I liked the wooden paneling and canned lights surrounded by corks and the pictures of Detroit above our table. Seeing pictures of Detroit usually makes me glad I’m not there. (No offense people who live there.) Service that night was a little slow, but the waiter did have a lot tables, and he was hustling. He reminded me slightly of Zak Galifianakis, a name I was nowhere close to spelling correctly the first time. For the record, he did not slip us roofies, so it wasn’t a “The Hangover 4” situation. And he made a good wine suggestion for Andrea which made her happy. I made a nice choice of white, and I was happy. We were both winning at life.

But when it came to the food, there was only one winner. That winner happened to be me and the choice of champons, chicken carbonara. Though its gray-colored pasta shells didn’t look appetizing (they looked like undead button mushrooms, a food I dislike weather a member of the undead or just a normal fungus), but the taste made up for that. it was cheesy with super tender chicken, and though not among my favorite pasta dishes in Lansing (Red Cedar Grill’s mac & cheese and Bravo’s braised beef ravioli come to mind), it was a decent dish.

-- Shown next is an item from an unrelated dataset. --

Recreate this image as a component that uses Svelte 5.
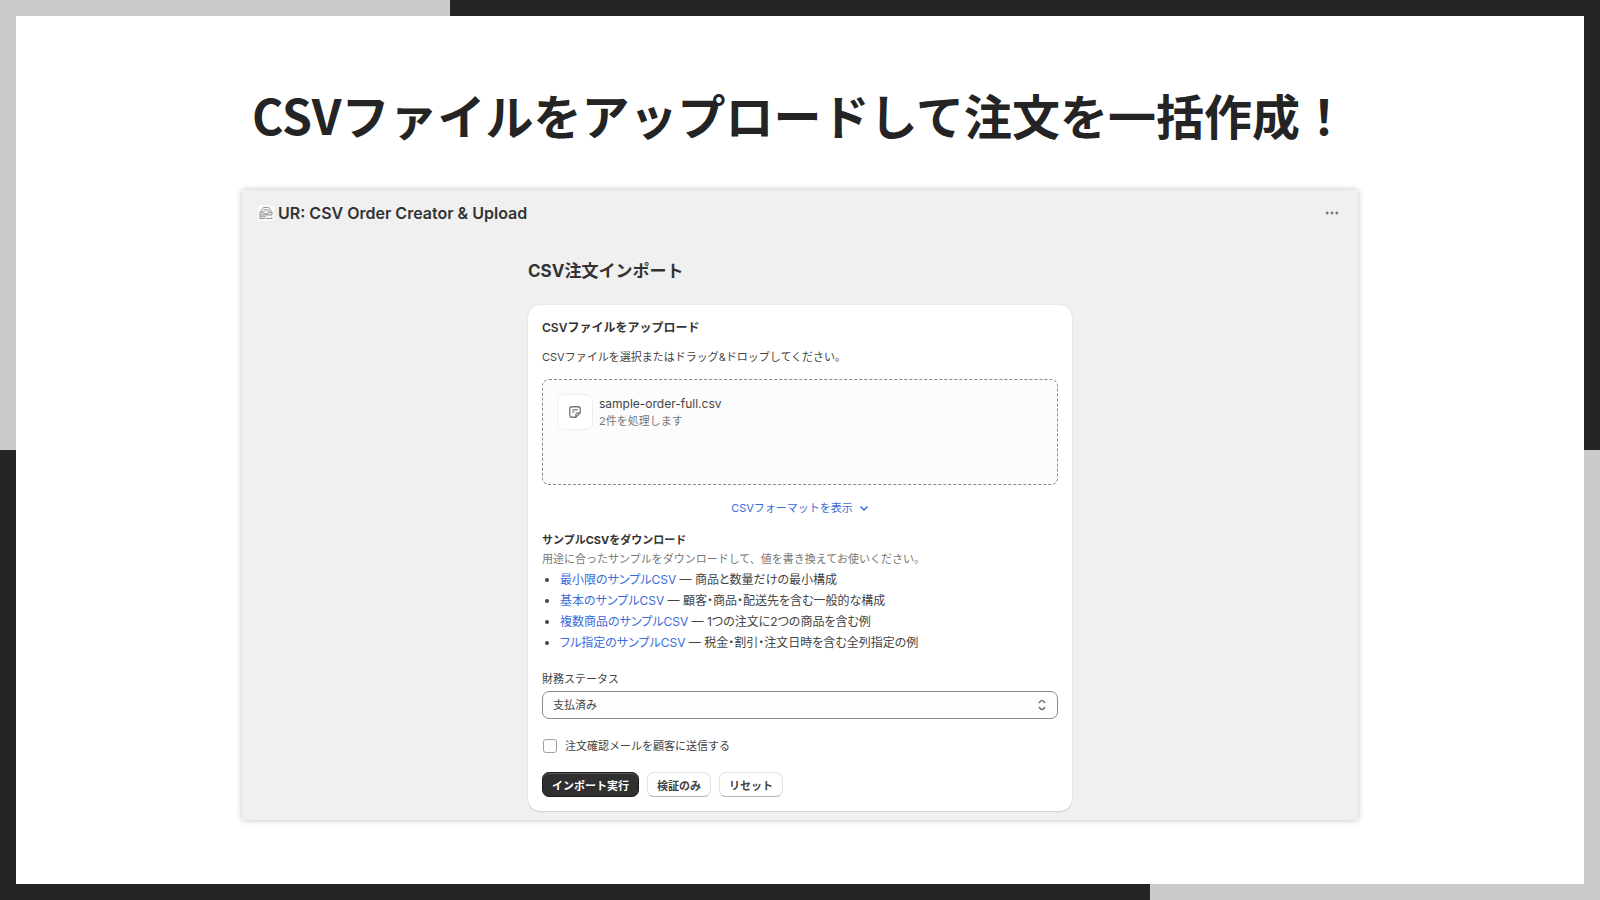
<script lang="ts">
  let status = $state('paid');
  let notify = $state(false);
  let formatOpen = $state(false);

  const samples = [
    { name: '最小限のサンプルCSV', note: '商品と数量だけの最小構成' },
    { name: '基本のサンプルCSV', note: '顧客・商品・配送先を含む一般的な構成' },
    { name: '複数商品のサンプルCSV', note: '1つの注文に2つの商品を含む例' },
    { name: 'フル指定のサンプルCSV', note: '税金・割引・注文日時を含む全列指定の例' },
  ];
</script>

<div class="frame">
  <main class="slide">
    <h1 class="headline">CSVファイルをアップロードして注文を一括作成！</h1>

    <div class="app">
      <header class="bar">
        <svg class="logo" viewBox="0 0 16 16" aria-hidden="true">
          <rect width="16" height="16" rx="2" fill="#fafafa" stroke="none" />
          <path d="M2 8 4.500 3.500Q5 2.500 6 2.500H10Q11 2.500 11.500 3.500L14 8" />
          <path d="M2 7H5Q5.500 9 8 9Q10.500 9 11 7H14V10H2Z" fill="#dedede" />
          <path d="M2 10V13.500H7M2 11.800H8M8 13.500H14V12" />
          <path d="M5.500 4.500H10.500M4.500 6H11.500" stroke-width=".6" />
        </svg>
        <h2 class="app-name">UR: CSV Order Creator &amp; Upload</h2>
        <button class="more" type="button" aria-label="その他の操作">
          <svg viewBox="0 0 16 16" aria-hidden="true">
            <circle cx="2.500" cy="8" r="1.600" />
            <circle cx="8" cy="8" r="1.600" />
            <circle cx="13.500" cy="8" r="1.600" />
          </svg>
        </button>
      </header>

      <div class="page">
        <h2 class="page-title">CSV注文インポート</h2>

        <form class="card" onsubmit={(e) => e.preventDefault()}>
          <h3 class="card-title">CSVファイルをアップロード</h3>
          <p class="hint">CSVファイルを選択またはドラッグ&amp;ドロップしてください。</p>

          <label class="dropzone">
            <input class="file" type="file" accept=".csv" />
            <span class="thumb">
              <svg viewBox="0 0 16 16" aria-hidden="true">
                <path d="M14 9V4.500Q14 2 11.500 2H4.500Q2 2 2 4.500V11.500Q2 14 4.500 14H9L14 9H11Q9 9 9 11V14" />
                <path d="M5 5.500H11M5 8H7" />
              </svg>
            </span>
            <span class="file-info">
              <span class="file-name">sample-order-full.csv</span>
              <span class="file-count">2件を処理します</span>
            </span>
          </label>

          <button class="toggle" type="button" aria-expanded={formatOpen} onclick={() => (formatOpen = !formatOpen)}>
            CSVフォーマットを表示
            <svg viewBox="0 0 10 10" aria-hidden="true"><path d="M1.500 3.500 5 7 8.500 3.500" /></svg>
          </button>

          <h4 class="sub-title">サンプルCSVをダウンロード</h4>
          <p class="hint muted">用途に合ったサンプルをダウンロードして、値を書き換えてお使いください。</p>
          <ul class="samples">
            {#each samples as s}
              <li><a href="#sample">{s.name}</a> — {s.note}</li>
            {/each}
          </ul>

          <label class="field-label" for="status">財務ステータス</label>
          <div class="select">
            <select id="status" bind:value={status}>
              <option value="paid">支払済み</option>
              <option value="pending">支払い待ち</option>
            </select>
            <svg viewBox="0 0 10 14" aria-hidden="true"><path d="M2 5Q5 0 8 5M2 9Q5 14 8 9" /></svg>
          </div>

          <label class="check">
            <input type="checkbox" bind:checked={notify} />
            注文確認メールを顧客に送信する
          </label>

          <div class="actions">
            <button class="btn primary" type="submit">インポート実行</button>
            <button class="btn" type="button">検証のみ</button>
            <button class="btn" type="reset">リセット</button>
          </div>
        </form>
      </div>
    </div>
  </main>
</div>

<style>
  :global(body) {
    margin: 0;
  }
  .frame {
    box-sizing: border-box;
    min-height: 100vh;
    padding: 16px;
    display: flex;
    background:
      linear-gradient(#cbcbcb, #cbcbcb) left top / 450px 450px no-repeat,
      linear-gradient(#cbcbcb, #cbcbcb) right bottom / 450px 450px no-repeat,
      #242424;
    font-family: Inter, 'Noto Sans CJK JP', sans-serif;
    color: #444;
  }
  .slide {
    flex: 1;
    min-width: 0;
    padding: 62px 24px;
    background: #fff;
  }
  h1, h2, h3, h4, p, ul {
    margin: 0;
  }
  h2, h3, h4 {
    color: #333;
  }
  button, select, input {
    font: inherit;
    color: inherit;
  }
  .headline {
    font-family: 'Noto Sans CJK JP', sans-serif;
    font-size: 48px;
    line-height: 72px;
    font-weight: 700;
    text-align: center;
    color: #242424;
  }
  .app {
    max-width: 1116px;
    margin: 40px auto 0;
    background: #f0f0f0;
    border-radius: 2px;
    box-shadow: 0 0 6px rgba(0, 0, 0, 0.25);
  }
  .bar {
    display: flex;
    align-items: center;
    gap: 4px;
    height: 46px;
    margin: 0 16px;
    padding-bottom: 2px;
    border-bottom: 1px solid #ededed;
  }
  .logo {
    width: 16px;
    height: 16px;
    fill: none;
    stroke: #8c8c8c;
    stroke-width: 0.9;
  }
  .app-name {
    font-size: 16px;
    line-height: 24px;
    font-weight: 600;
  }
  .more {
    margin-left: auto;
    padding: 0 3px;
    height: 24px;
    border: 0;
    background: none;
  }
  .more svg {
    display: block;
    width: 14px;
    height: 14px;
    fill: #777;
  }
  .page {
    max-width: 544px;
    margin: 0 auto;
    padding: 20px 0 9px;
  }
  .page-title {
    font-size: 17px;
    line-height: 24px;
    font-weight: 700;
  }
  .card {
    margin-top: 22px;
    padding: 14px;
    background: #fff;
    border-radius: 12px;
    box-shadow: 0 1px 1px rgba(0, 0, 0, 0.12), 0 0 1px rgba(0, 0, 0, 0.2);
  }
  .card-title {
    font-size: 12px;
    line-height: 18px;
    font-weight: 600;
  }
  .hint {
    margin: 11px 0 13px;
    font-size: 11px;
    line-height: 18px;
  }
  .muted {
    margin: 1px 0;
    color: #777;
  }
  .dropzone {
    position: relative;
    display: flex;
    align-items: flex-start;
    gap: 6px;
    box-sizing: border-box;
    min-height: 106px;
    padding: 14px;
    border: 1px dashed #8a8a8a;
    border-radius: 7px;
    background: #fcfcfc;
    cursor: pointer;
  }
  .file {
    position: absolute;
    inset: 0;
    opacity: 0;
    cursor: pointer;
  }
  .thumb {
    display: grid;
    place-items: center;
    width: 34px;
    height: 34px;
    border: 1px solid #eee;
    border-radius: 7px;
    background: #fff;
  }
  .thumb svg {
    width: 14px;
    height: 14px;
    fill: none;
    stroke: #777;
    stroke-width: 1.5;
    stroke-linejoin: round;
  }
  .file-info {
    display: flex;
    flex-direction: column;
    padding-top: 1px;
    font-size: 11px;
    line-height: 18px;
  }
  .file-name {
    font-size: 12px;
    line-height: 17px;
  }
  .file-count {
    color: #777;
  }
  .toggle {
    display: flex;
    align-items: center;
    gap: 6px;
    margin: 14px auto;
    padding: 0;
    border: 0;
    background: none;
    font-size: 11px;
    line-height: 18px;
    color: #3b6bdc;
    cursor: pointer;
  }
  .toggle svg {
    width: 10px;
    height: 10px;
    fill: none;
    stroke: currentColor;
    stroke-width: 1.5;
  }
  .sub-title {
    font-size: 11px;
    line-height: 18px;
    font-weight: 700;
  }
  .samples {
    padding-left: 18px;
    font-size: 12px;
    line-height: 21px;
    font-feature-settings: 'palt';
  }
  .samples a {
    color: #3b6bdc;
    text-decoration: none;
  }
  .field-label {
    display: block;
    margin-top: 17px;
    font-size: 11px;
    line-height: 18px;
  }
  .select {
    position: relative;
    margin-top: 3px;
  }
  .select select {
    appearance: none;
    display: block;
    box-sizing: border-box;
    width: 100%;
    height: 28px;
    padding: 0 28px 0 10px;
    border: 1px solid #8a8a8a;
    border-radius: 7px;
    background: #fdfdfd;
    font-size: 11px;
  }
  .select svg {
    position: absolute;
    right: 11px;
    top: 7px;
    width: 10px;
    height: 14px;
    fill: none;
    stroke: #777;
    stroke-width: 1.5;
    pointer-events: none;
  }
  .check {
    display: flex;
    align-items: center;
    gap: 8px;
    margin: 18px 0 17px;
    font-size: 11px;
    line-height: 18px;
  }
  .check input {
    appearance: none;
    box-sizing: border-box;
    width: 14px;
    height: 14px;
    margin: 0 0 0 1px;
    border: 1px solid #a0a0a0;
    border-radius: 3px;
    background: #fdfdfd;
  }
  .check input:checked {
    background: #303030;
  }
  .actions {
    display: flex;
    gap: 8px;
  }
  .btn {
    height: 25px;
    padding: 0 9px;
    border: 1px solid #e3e3e3;
    border-bottom-color: #b5b5b5;
    border-radius: 7px;
    background: #fff;
    font-size: 11px;
    font-weight: 600;
    cursor: pointer;
  }
  .primary {
    border-color: #1a1a1a;
    background: #303030;
    box-shadow: inset 0 1px 0 #5a5a5a;
    color: #fff;
  }
</style>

Andrea ordered the hard-to-pronounce amatriciana. I had considered ordering the same, but I have a thing where I don’t like ordering what my wife orders. It’s nothing personal, I assure you. The problem with her pasta was the taste, which is kind of a big thing for a meal. The red sauce seemed like plain tomato paste, and there was an overwhelming amount of it. It had plenty of flavor, just not a good one. Perhaps they were trying to cover up the underwhelming noodles. There were a lot of those noodles, but a lot of something you don’t want isn’t much of a deal.

I’m torn on a return visit. The wine selection looked strong, and the appetizers also looked appealing even if the pasta didn’t impress. There was more on the menu than just pasta, and that would be my target dish. Service and ambiance were positive, it just fell a bit flat on the food.